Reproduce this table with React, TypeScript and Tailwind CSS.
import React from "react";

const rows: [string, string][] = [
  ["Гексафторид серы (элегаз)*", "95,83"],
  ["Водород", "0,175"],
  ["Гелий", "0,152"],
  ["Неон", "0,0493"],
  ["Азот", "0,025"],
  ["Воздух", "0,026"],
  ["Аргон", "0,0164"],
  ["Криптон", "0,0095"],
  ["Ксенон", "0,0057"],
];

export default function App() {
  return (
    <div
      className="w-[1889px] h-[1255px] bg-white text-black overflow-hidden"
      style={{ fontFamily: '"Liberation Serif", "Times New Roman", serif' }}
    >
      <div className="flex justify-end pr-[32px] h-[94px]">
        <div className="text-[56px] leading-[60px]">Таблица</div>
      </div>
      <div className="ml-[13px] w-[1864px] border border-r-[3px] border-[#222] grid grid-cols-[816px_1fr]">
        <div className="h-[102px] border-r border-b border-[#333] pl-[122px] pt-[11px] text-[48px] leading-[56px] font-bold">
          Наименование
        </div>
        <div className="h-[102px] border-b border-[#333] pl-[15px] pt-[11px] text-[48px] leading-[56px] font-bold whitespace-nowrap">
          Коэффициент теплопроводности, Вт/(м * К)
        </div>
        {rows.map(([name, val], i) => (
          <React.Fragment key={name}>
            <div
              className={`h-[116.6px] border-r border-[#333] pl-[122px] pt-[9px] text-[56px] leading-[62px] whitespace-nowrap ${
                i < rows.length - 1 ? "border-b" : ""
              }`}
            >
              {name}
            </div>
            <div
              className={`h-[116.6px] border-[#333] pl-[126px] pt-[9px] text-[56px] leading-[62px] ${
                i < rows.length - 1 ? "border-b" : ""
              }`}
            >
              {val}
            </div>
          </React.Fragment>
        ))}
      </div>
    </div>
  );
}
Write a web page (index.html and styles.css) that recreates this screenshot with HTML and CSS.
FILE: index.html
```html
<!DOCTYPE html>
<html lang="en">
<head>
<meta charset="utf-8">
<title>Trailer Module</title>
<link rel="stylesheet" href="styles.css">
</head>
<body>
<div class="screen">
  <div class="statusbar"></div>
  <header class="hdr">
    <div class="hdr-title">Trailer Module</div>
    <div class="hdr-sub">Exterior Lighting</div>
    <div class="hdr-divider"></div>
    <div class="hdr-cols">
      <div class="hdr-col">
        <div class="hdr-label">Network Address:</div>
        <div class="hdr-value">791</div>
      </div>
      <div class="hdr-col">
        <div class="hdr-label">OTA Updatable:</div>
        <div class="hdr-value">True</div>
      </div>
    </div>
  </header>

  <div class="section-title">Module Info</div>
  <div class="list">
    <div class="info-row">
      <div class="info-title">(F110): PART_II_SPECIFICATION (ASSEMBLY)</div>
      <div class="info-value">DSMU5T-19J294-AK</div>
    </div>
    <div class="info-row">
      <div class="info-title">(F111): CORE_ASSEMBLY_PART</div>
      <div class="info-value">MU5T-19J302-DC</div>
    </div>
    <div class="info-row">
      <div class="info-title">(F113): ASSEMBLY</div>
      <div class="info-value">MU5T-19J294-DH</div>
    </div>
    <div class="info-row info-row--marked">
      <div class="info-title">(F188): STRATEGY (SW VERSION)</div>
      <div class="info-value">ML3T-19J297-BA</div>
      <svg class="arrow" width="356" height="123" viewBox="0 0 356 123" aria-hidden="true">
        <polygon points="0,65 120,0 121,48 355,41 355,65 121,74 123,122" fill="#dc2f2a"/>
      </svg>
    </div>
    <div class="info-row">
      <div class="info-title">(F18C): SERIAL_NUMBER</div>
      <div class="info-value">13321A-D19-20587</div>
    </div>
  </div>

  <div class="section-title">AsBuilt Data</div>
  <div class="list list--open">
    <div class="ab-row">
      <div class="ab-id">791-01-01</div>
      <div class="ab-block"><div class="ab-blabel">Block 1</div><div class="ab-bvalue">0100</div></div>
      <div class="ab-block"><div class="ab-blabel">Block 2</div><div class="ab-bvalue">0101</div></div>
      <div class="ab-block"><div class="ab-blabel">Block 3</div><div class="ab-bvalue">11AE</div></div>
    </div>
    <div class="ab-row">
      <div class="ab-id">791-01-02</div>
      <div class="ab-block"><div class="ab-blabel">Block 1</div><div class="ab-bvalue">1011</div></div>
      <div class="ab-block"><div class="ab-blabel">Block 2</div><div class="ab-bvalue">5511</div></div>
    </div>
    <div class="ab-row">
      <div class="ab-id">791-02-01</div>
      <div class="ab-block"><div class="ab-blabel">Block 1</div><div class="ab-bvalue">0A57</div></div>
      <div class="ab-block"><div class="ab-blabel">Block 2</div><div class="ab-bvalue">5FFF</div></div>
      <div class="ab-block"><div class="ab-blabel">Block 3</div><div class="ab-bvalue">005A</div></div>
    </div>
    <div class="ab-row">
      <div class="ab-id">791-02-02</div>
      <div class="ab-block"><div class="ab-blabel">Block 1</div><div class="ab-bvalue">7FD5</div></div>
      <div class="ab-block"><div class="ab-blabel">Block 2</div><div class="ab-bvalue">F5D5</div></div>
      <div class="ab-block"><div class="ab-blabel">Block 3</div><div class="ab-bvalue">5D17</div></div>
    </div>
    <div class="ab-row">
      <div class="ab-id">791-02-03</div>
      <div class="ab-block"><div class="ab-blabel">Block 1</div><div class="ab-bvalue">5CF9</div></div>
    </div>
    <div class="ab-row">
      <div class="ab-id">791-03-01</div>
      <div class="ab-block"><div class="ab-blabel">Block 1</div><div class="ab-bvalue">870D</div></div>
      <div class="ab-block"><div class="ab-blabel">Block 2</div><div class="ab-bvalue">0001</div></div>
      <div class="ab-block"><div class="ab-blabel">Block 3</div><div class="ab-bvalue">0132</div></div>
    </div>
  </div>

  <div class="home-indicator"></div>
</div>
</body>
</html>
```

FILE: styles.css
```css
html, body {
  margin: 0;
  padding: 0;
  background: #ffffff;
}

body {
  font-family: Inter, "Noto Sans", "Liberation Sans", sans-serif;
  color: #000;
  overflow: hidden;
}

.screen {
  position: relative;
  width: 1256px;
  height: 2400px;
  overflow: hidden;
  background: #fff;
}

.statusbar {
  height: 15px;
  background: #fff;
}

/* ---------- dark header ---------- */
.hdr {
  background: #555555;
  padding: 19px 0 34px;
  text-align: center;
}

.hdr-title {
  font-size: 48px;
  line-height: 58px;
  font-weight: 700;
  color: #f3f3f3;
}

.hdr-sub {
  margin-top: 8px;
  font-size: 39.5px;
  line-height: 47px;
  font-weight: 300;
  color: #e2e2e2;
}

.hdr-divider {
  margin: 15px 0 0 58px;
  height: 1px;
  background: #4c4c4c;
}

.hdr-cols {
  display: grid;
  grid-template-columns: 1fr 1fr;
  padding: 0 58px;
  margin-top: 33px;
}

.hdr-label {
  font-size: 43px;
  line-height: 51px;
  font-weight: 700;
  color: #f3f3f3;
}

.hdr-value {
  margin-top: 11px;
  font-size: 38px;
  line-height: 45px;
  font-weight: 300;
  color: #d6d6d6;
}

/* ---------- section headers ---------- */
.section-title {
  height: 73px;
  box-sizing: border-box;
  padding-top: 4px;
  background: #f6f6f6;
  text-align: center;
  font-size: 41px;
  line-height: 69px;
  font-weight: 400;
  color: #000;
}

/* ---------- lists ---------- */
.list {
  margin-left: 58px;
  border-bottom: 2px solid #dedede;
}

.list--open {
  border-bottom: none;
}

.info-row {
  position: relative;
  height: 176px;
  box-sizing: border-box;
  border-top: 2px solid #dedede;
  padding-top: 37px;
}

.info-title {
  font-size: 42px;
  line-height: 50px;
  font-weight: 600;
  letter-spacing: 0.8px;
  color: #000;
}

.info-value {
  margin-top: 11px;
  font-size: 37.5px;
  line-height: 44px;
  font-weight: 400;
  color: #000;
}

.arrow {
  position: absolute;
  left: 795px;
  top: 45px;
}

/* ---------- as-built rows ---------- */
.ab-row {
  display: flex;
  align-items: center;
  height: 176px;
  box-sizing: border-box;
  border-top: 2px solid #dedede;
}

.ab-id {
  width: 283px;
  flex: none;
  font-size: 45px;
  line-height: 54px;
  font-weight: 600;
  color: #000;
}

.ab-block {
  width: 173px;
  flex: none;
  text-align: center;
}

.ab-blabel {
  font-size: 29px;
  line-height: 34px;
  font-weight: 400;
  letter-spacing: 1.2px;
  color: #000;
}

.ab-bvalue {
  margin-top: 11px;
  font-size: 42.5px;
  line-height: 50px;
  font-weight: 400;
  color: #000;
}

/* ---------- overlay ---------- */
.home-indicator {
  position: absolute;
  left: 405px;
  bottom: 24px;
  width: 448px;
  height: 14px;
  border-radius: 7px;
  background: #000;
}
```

_ _ _

→ **DIRECTION**: In the entries above, find each line with the word "styles" and show it.

→ **THE RESPONSE**:
Write a web page (index.html and styles.css) that recreates this screenshot with HTML and CSS.
<link rel="stylesheet" href="styles.css">
FILE: styles.css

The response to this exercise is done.